Stay up to date with notifications from The Independent

Notifications can be managed in browser preferences.

Clipped box may be a cliché, but it can't be matched for long-lasting hedges and topiary

 

Anna Pavord
Friday 01 August 2014 18:48 BST
Comments
You'll be lucky to find another evergreen as adaptable and as handsome as box
You'll be lucky to find another evergreen as adaptable and as handsome as box

TOB JOB FOR THE MONTH

Clip evergreens such as box and yew. It's unfortunate that over the years clipped box has become such a cliché. As a gardener, you get no points for choosing it over some sexy newcomer with a name that no one can pronounce. It is often criminally ill-treated, planted in pots either side of a front door and then left without food or drink for weeks. A box bush with bald patches looks more pathetic than a moulting parrot. Though it is tolerant of drought, it doesn't necessarily like it. To keep its glossy evergreen looks in pots, it needs water and regular boosts of slow-release fertiliser. I use granules of Osmacote to feed box trees in pots. If you sprinkle it on in spring, it will last for the rest of the season.

If a plant is good, it can survive the humiliation of becoming a cliché. Those who planted box only because it was The Thing at the moment, will have swept it all away when the next Thing came along. But they will be lucky to find another evergreen as adaptable and as handsome.

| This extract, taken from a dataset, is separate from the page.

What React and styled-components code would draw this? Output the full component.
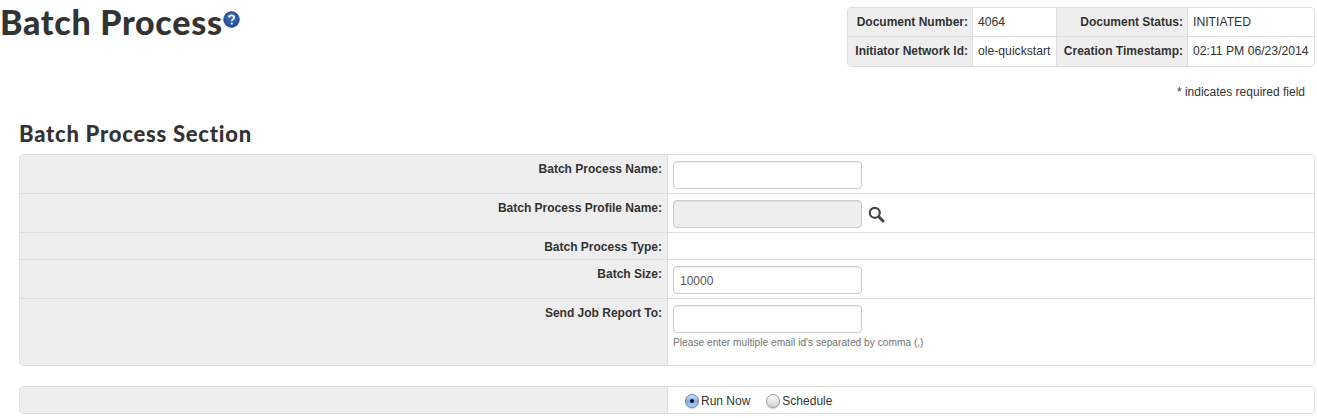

Yew is good, of course, but on a small scale makes coarser topiary shapes than box.

We took it for granted, perhaps because there's no one season when it is very much better than at another. Its flowers are microscopic. It doesn't have berries. But then, after the humiliation of becoming a cliché, box collapsed with a ghastly blight and gardeners found out the hard way that nothing else was quite as neat, or as malleable for pieces of topiary or low hedges. Ilex crenata has emerged as the most popular substitute, but it is very slow and does not knit together in the accommodating way typical of our native Buxus sempervirens, the box of Box Hill in Surrey. 'Suffruticosa', the type with smaller leaves and a dwarf habit, has been the one most used for dwarf hedges, but has proved even more prone to blight than the larger-leaved kind.

I have a few theories about box blight. As box is so often used to line paths, and paths are so often treated with residual weedkiller, I wonder whether its continual use begins to affect the roots of box, which are wide ranging and very close to the surface. I wonder, too, whether box hedges might benefit from being clipped once every two years instead of every year. There is no doubt that a mass of fresh-cut leaf edges gives the fungal spores the maximum opportunity to do their damaging work.

It's also stressful for the plants to be beaten back so regularly. I've noticed in our garden that the unclipped box bushes (we've a lot of them) have not shown the slightest sign of blight. We also tend to forget that box hedges and topiary like treats as much as any other plant in the garden. I regularly drench our box hedges and topiaries with seaweed-based Maxicrop. You can also give box a vampire's feast of dried blood in early spring and mulch during autumn or winter with muck or compost.

Ponds need topping up with water during summer

Unlike Leyland cypress, box and yew only need one clip a year and you can fit that in any time between now and late summer. I favour hand shears, because a powered hedge clipper is a heavy thing to hold. They also make a loathsome noise. If you clip too late, frost may burn off all the soft new growth, leaving it an unsightly brown. Blunt clippers will have the same effect.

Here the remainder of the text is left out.